■ **Requirements**:
Copy each line containing the word "this" from the records that follow, please.

■ **Listed entries**:
-- start --
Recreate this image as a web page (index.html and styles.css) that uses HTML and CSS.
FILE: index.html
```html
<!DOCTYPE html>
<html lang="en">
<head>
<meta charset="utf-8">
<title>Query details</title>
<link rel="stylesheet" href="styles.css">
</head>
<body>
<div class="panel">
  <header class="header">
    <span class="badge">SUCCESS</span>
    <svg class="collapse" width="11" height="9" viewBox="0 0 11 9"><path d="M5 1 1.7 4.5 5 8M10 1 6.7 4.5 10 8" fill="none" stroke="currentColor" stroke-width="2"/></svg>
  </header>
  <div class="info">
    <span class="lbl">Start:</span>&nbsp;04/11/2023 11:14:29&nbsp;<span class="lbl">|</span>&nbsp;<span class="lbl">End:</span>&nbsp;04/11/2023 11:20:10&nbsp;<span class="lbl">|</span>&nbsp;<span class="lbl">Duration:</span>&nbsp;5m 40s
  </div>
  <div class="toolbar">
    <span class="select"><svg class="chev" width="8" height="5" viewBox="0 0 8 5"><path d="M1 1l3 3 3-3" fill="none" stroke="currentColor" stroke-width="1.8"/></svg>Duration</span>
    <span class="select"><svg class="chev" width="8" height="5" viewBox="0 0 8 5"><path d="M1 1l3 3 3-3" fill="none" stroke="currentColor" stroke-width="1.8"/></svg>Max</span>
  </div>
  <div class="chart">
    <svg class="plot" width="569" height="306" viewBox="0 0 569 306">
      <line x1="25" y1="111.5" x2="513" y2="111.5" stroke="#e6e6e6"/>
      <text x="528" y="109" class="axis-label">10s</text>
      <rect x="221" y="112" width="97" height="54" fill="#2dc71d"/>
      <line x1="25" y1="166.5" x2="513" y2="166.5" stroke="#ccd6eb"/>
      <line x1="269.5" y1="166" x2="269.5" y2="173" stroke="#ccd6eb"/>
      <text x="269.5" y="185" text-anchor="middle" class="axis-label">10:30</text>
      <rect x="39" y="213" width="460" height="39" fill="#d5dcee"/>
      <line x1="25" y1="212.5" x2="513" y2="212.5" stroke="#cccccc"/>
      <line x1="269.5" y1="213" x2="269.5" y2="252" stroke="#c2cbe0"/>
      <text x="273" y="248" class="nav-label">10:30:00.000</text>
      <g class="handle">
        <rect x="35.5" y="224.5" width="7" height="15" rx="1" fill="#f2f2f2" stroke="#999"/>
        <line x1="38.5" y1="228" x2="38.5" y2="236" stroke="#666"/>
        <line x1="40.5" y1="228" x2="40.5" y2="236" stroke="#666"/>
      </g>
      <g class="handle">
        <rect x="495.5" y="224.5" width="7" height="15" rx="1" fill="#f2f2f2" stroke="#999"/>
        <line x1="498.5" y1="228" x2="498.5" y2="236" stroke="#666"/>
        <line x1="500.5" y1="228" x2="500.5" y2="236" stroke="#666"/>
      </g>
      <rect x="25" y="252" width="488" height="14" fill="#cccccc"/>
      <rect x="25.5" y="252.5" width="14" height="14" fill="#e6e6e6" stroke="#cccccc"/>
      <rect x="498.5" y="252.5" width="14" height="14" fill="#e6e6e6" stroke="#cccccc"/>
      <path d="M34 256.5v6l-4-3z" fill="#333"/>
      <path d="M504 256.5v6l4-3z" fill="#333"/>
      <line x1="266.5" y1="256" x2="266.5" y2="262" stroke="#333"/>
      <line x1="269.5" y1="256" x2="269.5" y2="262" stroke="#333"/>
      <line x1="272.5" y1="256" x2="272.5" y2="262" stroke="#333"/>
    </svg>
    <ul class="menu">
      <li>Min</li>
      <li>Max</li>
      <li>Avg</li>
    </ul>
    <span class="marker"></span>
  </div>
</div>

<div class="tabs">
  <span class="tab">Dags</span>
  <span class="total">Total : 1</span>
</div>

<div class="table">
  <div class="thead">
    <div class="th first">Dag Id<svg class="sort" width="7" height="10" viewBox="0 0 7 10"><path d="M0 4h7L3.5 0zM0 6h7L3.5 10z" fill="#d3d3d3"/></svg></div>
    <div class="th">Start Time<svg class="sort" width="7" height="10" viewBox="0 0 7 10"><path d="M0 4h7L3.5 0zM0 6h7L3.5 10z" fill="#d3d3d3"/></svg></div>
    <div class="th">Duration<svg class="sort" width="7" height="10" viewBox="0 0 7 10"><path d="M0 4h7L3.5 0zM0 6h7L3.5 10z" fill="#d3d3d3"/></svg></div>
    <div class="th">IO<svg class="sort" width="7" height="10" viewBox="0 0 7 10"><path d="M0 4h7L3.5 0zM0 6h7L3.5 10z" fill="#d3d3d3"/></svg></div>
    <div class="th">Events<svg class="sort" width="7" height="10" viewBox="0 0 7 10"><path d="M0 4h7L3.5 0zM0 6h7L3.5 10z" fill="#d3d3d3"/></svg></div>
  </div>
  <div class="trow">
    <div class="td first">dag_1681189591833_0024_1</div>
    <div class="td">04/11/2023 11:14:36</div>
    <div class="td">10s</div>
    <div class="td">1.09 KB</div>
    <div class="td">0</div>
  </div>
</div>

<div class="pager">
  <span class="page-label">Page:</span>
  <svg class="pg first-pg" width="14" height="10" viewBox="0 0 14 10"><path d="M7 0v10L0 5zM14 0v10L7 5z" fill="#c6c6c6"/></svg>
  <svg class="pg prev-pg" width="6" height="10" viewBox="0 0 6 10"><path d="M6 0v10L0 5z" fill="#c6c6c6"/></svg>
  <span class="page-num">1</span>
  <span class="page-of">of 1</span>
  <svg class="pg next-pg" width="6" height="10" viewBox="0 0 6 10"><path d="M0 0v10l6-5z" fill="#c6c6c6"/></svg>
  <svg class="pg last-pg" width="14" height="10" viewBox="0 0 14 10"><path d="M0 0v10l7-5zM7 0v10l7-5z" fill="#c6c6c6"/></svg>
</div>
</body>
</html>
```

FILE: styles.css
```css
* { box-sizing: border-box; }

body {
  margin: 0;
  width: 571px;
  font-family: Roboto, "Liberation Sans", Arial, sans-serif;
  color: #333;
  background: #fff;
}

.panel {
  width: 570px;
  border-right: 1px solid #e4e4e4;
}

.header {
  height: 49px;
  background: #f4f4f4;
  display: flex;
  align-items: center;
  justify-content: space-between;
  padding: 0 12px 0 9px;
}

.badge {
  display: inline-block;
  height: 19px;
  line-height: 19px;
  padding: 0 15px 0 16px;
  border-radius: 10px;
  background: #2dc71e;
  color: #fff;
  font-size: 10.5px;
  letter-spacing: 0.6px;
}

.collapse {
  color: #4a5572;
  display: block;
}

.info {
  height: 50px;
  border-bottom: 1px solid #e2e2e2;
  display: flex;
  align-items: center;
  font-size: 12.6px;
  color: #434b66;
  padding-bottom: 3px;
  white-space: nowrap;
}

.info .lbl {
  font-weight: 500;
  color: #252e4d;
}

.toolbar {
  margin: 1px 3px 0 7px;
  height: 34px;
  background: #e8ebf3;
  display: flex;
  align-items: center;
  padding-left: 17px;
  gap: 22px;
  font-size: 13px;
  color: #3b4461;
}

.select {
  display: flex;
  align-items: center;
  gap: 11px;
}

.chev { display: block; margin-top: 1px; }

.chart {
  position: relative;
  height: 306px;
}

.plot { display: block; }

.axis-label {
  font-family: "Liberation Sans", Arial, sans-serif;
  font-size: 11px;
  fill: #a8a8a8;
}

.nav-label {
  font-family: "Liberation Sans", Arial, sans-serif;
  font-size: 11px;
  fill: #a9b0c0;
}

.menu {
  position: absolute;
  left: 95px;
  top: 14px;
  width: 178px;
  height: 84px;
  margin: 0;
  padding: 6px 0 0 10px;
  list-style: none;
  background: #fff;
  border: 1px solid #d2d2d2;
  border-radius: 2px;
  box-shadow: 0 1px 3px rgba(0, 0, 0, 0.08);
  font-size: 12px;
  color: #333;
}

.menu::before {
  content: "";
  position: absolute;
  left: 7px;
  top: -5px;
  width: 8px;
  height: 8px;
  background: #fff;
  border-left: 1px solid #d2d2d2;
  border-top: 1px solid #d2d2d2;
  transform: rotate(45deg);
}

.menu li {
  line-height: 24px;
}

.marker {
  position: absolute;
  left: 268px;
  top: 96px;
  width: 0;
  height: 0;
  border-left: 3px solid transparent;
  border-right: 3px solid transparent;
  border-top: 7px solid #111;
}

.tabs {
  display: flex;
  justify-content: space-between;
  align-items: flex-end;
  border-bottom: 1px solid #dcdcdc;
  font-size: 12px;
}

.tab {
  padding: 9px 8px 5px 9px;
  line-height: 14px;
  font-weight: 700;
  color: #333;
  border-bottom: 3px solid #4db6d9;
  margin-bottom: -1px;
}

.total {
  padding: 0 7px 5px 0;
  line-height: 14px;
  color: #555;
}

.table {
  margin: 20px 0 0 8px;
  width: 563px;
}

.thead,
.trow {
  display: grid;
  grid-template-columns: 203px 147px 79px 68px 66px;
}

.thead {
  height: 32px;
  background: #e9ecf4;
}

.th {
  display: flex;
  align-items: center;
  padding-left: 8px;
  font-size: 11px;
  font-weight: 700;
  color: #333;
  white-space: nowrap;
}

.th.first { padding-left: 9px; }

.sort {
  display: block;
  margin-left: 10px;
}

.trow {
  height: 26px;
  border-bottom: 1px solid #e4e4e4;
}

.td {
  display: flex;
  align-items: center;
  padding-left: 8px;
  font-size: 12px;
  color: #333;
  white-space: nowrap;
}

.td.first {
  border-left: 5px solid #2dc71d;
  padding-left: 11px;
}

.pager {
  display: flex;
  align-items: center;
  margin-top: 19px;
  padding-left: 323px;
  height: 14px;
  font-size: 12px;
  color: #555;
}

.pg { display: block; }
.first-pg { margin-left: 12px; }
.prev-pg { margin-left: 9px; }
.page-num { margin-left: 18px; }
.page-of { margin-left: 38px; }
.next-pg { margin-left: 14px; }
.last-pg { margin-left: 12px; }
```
-- end --
-- start --
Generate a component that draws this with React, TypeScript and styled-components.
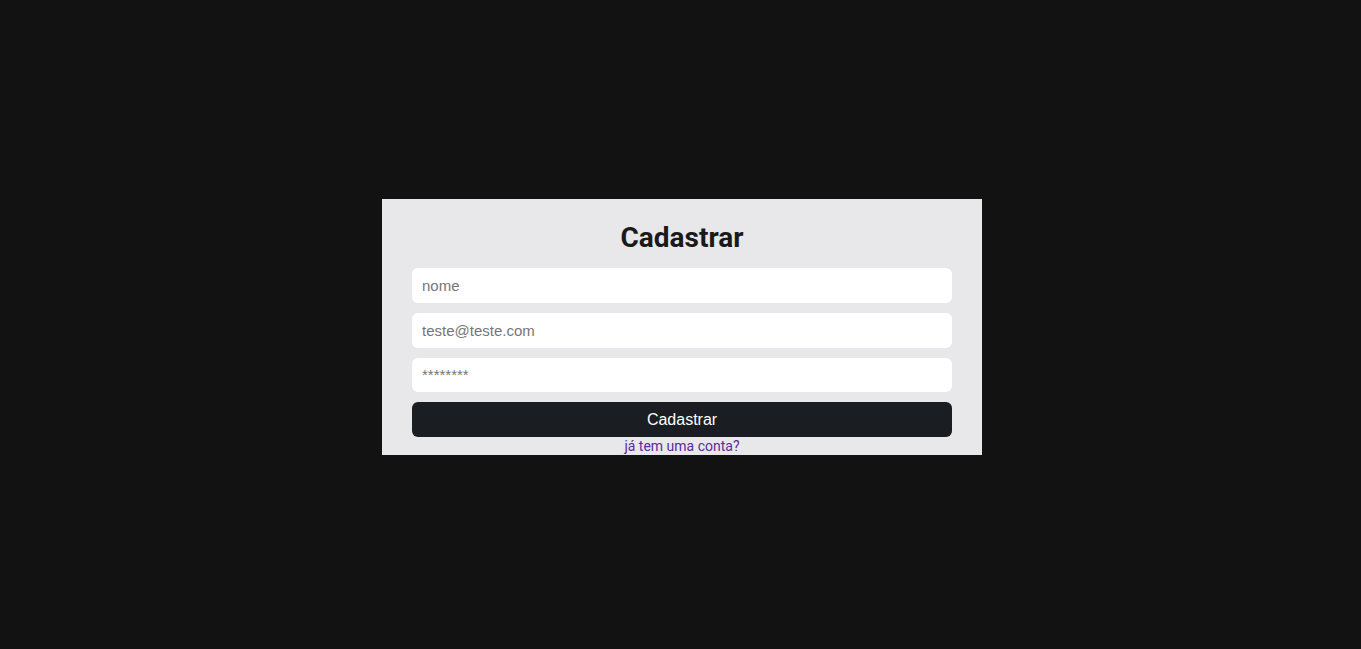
-- end --
■ **Correct result**:
Recreate this image as a web page (index.html and styles.css) that uses HTML and CSS.
Generate a component that draws this with React, TypeScript and styled-components.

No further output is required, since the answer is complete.